Het gedoe over de vraag waar de grens ligt tussen beledigen en vrijheid van meningsuiting is niet zuiver. Over dat laatste gaat het niet. Het gaat er om dat alles moet kunnen. Wie daar niet voor is, moet keihard worden aangepakt en afgemaakt (niet letterlijk graag). Het zijn meestal niet de beste spelers en schrijvers die naam maken ten koste van anderen. Wie echt goed is, heeft dat niet nodig. In ‘mijn tijd’ was dat bijvoorbeeld Toon Hermans. Hij was ontzettend grappig, maar nooit over de rug van een ander.

 

We vechten tegen pesten op internet, op school en straat. Maar zodra iemand pest in een programma of column zou dat moeten kunnen. Hoezo moet dat? Hoezo is dat vrijheid van meningsuiting? Hoezo is dat anders dan op het schoolplein?
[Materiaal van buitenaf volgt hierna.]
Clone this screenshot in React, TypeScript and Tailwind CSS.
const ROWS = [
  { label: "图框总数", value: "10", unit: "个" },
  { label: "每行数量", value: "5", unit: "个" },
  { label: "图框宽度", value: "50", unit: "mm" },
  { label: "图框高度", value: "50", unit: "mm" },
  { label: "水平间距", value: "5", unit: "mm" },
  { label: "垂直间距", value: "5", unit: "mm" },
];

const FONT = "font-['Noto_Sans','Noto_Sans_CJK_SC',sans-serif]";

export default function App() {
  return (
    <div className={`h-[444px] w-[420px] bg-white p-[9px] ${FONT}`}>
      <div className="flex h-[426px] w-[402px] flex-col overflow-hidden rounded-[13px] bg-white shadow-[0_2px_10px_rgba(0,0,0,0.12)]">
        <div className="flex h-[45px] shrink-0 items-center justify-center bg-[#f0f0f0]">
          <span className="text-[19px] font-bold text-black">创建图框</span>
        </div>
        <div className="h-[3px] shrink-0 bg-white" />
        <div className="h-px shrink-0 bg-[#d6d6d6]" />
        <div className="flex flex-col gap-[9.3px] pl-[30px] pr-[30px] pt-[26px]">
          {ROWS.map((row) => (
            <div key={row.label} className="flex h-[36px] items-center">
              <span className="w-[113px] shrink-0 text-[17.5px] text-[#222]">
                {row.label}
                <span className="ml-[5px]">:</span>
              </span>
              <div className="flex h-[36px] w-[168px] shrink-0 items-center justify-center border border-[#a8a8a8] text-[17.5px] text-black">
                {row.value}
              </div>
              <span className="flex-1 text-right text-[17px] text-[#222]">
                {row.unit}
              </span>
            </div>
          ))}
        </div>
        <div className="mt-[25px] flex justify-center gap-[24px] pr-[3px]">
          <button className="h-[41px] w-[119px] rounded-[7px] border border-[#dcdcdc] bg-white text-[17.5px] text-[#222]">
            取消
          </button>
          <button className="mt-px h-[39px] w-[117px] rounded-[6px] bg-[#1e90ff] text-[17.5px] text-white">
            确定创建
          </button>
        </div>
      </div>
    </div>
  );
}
Natuurlijk mag je een mening geven over publieke figuren als Trump en Erdogan. Maar hou het zakelijk of wees echt grappig op Tv of in de krant. Hoe deed Jezus dat? Hij wist van harde taal. Maar wanneer hij iemand een adderjong noemde, of een gewit graf, was dat beeldend. Het gaf aan wat het effect was van het gedrag en/of de woorden van zo iemand. Jezus hield een spiegel voor waarin iemand kon zien hoe hij in werkelijkheid was. Anders dan het beeld dat deze persoon van zichzelf had. Maar dat gebeurde nooit op afstand. Hij sprak de mensen zelf aan. Niet om hen bespottelijk te maken, maar te genezen.